*RECORD EXCERPTS*.
::::::::
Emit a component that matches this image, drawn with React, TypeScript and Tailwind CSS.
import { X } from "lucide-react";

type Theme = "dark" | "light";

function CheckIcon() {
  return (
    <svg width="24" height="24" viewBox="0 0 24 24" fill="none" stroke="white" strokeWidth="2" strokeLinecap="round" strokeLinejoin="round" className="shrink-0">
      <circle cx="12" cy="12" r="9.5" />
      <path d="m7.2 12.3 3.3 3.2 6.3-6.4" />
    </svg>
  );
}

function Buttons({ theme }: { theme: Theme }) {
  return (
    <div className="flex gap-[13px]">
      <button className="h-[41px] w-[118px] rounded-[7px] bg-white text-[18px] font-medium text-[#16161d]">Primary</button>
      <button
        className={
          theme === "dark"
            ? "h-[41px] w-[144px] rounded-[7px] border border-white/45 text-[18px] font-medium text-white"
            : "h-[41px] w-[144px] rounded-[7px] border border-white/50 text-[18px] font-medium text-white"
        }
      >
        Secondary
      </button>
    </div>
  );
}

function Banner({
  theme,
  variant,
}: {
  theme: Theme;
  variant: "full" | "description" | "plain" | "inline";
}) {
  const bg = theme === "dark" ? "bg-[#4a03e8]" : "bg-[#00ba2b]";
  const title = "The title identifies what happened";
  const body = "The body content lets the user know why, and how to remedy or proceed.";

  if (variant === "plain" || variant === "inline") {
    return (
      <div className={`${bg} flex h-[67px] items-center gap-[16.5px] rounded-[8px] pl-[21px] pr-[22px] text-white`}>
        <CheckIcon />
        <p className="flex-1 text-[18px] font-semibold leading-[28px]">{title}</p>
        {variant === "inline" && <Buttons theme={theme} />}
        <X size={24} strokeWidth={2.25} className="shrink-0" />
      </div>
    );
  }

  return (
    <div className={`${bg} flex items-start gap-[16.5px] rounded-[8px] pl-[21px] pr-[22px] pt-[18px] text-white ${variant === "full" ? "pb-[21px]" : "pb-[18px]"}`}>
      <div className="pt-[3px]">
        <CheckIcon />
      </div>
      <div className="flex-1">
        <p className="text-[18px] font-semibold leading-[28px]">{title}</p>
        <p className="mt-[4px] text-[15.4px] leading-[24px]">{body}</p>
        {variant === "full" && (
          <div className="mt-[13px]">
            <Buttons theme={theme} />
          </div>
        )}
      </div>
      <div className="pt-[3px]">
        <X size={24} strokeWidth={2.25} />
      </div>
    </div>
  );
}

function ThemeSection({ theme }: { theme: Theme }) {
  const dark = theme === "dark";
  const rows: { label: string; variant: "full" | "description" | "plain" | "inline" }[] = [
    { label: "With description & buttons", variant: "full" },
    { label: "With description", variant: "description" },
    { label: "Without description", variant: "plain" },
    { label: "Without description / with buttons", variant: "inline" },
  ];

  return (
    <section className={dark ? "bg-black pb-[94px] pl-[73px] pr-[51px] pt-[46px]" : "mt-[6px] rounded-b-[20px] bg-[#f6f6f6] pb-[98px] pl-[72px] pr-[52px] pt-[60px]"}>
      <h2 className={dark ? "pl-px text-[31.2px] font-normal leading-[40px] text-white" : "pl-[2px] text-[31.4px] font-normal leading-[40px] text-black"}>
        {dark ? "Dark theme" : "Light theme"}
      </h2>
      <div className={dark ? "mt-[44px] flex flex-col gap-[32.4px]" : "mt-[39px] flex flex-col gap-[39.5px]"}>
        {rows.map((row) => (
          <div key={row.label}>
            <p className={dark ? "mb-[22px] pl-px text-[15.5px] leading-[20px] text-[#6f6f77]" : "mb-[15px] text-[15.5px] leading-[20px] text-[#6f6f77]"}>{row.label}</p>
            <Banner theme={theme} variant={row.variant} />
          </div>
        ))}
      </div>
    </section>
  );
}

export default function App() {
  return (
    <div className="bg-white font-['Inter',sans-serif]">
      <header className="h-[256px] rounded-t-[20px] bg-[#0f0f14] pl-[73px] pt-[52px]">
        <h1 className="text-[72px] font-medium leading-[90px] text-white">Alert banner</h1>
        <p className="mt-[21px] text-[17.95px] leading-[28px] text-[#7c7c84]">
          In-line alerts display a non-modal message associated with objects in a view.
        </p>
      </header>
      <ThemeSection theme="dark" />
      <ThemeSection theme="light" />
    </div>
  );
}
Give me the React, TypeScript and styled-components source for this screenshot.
::::::::
*YOUR GOAL*.
Output each record precisely as given.

*SOLUTION FOR THIS TASK*.
Emit a component that matches this image, drawn with React, TypeScript and Tailwind CSS.
import { X } from "lucide-react";

type Theme = "dark" | "light";

function CheckIcon() {
  return (
    <svg width="24" height="24" viewBox="0 0 24 24" fill="none" stroke="white" strokeWidth="2" strokeLinecap="round" strokeLinejoin="round" className="shrink-0">
      <circle cx="12" cy="12" r="9.5" />
      <path d="m7.2 12.3 3.3 3.2 6.3-6.4" />
    </svg>
  );
}

function Buttons({ theme }: { theme: Theme }) {
  return (
    <div className="flex gap-[13px]">
      <button className="h-[41px] w-[118px] rounded-[7px] bg-white text-[18px] font-medium text-[#16161d]">Primary</button>
      <button
        className={
          theme === "dark"
            ? "h-[41px] w-[144px] rounded-[7px] border border-white/45 text-[18px] font-medium text-white"
            : "h-[41px] w-[144px] rounded-[7px] border border-white/50 text-[18px] font-medium text-white"
        }
      >
        Secondary
      </button>
    </div>
  );
}

function Banner({
  theme,
  variant,
}: {
  theme: Theme;
  variant: "full" | "description" | "plain" | "inline";
}) {
  const bg = theme === "dark" ? "bg-[#4a03e8]" : "bg-[#00ba2b]";
  const title = "The title identifies what happened";
  const body = "The body content lets the user know why, and how to remedy or proceed.";

  if (variant === "plain" || variant === "inline") {
    return (
      <div className={`${bg} flex h-[67px] items-center gap-[16.5px] rounded-[8px] pl-[21px] pr-[22px] text-white`}>
        <CheckIcon />
        <p className="flex-1 text-[18px] font-semibold leading-[28px]">{title}</p>
        {variant === "inline" && <Buttons theme={theme} />}
        <X size={24} strokeWidth={2.25} className="shrink-0" />
      </div>
    );
  }

  return (
    <div className={`${bg} flex items-start gap-[16.5px] rounded-[8px] pl-[21px] pr-[22px] pt-[18px] text-white ${variant === "full" ? "pb-[21px]" : "pb-[18px]"}`}>
      <div className="pt-[3px]">
        <CheckIcon />
      </div>
      <div className="flex-1">
        <p className="text-[18px] font-semibold leading-[28px]">{title}</p>
        <p className="mt-[4px] text-[15.4px] leading-[24px]">{body}</p>
        {variant === "full" && (
          <div className="mt-[13px]">
            <Buttons theme={theme} />
          </div>
        )}
      </div>
      <div className="pt-[3px]">
        <X size={24} strokeWidth={2.25} />
      </div>
    </div>
  );
}

function ThemeSection({ theme }: { theme: Theme }) {
  const dark = theme === "dark";
  const rows: { label: string; variant: "full" | "description" | "plain" | "inline" }[] = [
    { label: "With description & buttons", variant: "full" },
    { label: "With description", variant: "description" },
    { label: "Without description", variant: "plain" },
    { label: "Without description / with buttons", variant: "inline" },
  ];

  return (
    <section className={dark ? "bg-black pb-[94px] pl-[73px] pr-[51px] pt-[46px]" : "mt-[6px] rounded-b-[20px] bg-[#f6f6f6] pb-[98px] pl-[72px] pr-[52px] pt-[60px]"}>
      <h2 className={dark ? "pl-px text-[31.2px] font-normal leading-[40px] text-white" : "pl-[2px] text-[31.4px] font-normal leading-[40px] text-black"}>
        {dark ? "Dark theme" : "Light theme"}
      </h2>
      <div className={dark ? "mt-[44px] flex flex-col gap-[32.4px]" : "mt-[39px] flex flex-col gap-[39.5px]"}>
        {rows.map((row) => (
          <div key={row.label}>
            <p className={dark ? "mb-[22px] pl-px text-[15.5px] leading-[20px] text-[#6f6f77]" : "mb-[15px] text-[15.5px] leading-[20px] text-[#6f6f77]"}>{row.label}</p>
            <Banner theme={theme} variant={row.variant} />
          </div>
        ))}
      </div>
    </section>
  );
}

export default function App() {
  return (
    <div className="bg-white font-['Inter',sans-serif]">
      <header className="h-[256px] rounded-t-[20px] bg-[#0f0f14] pl-[73px] pt-[52px]">
        <h1 className="text-[72px] font-medium leading-[90px] text-white">Alert banner</h1>
        <p className="mt-[21px] text-[17.95px] leading-[28px] text-[#7c7c84]">
          In-line alerts display a non-modal message associated with objects in a view.
        </p>
      </header>
      <ThemeSection theme="dark" />
      <ThemeSection theme="light" />
    </div>
  );
}
Give me the React, TypeScript and styled-components source for this screenshot.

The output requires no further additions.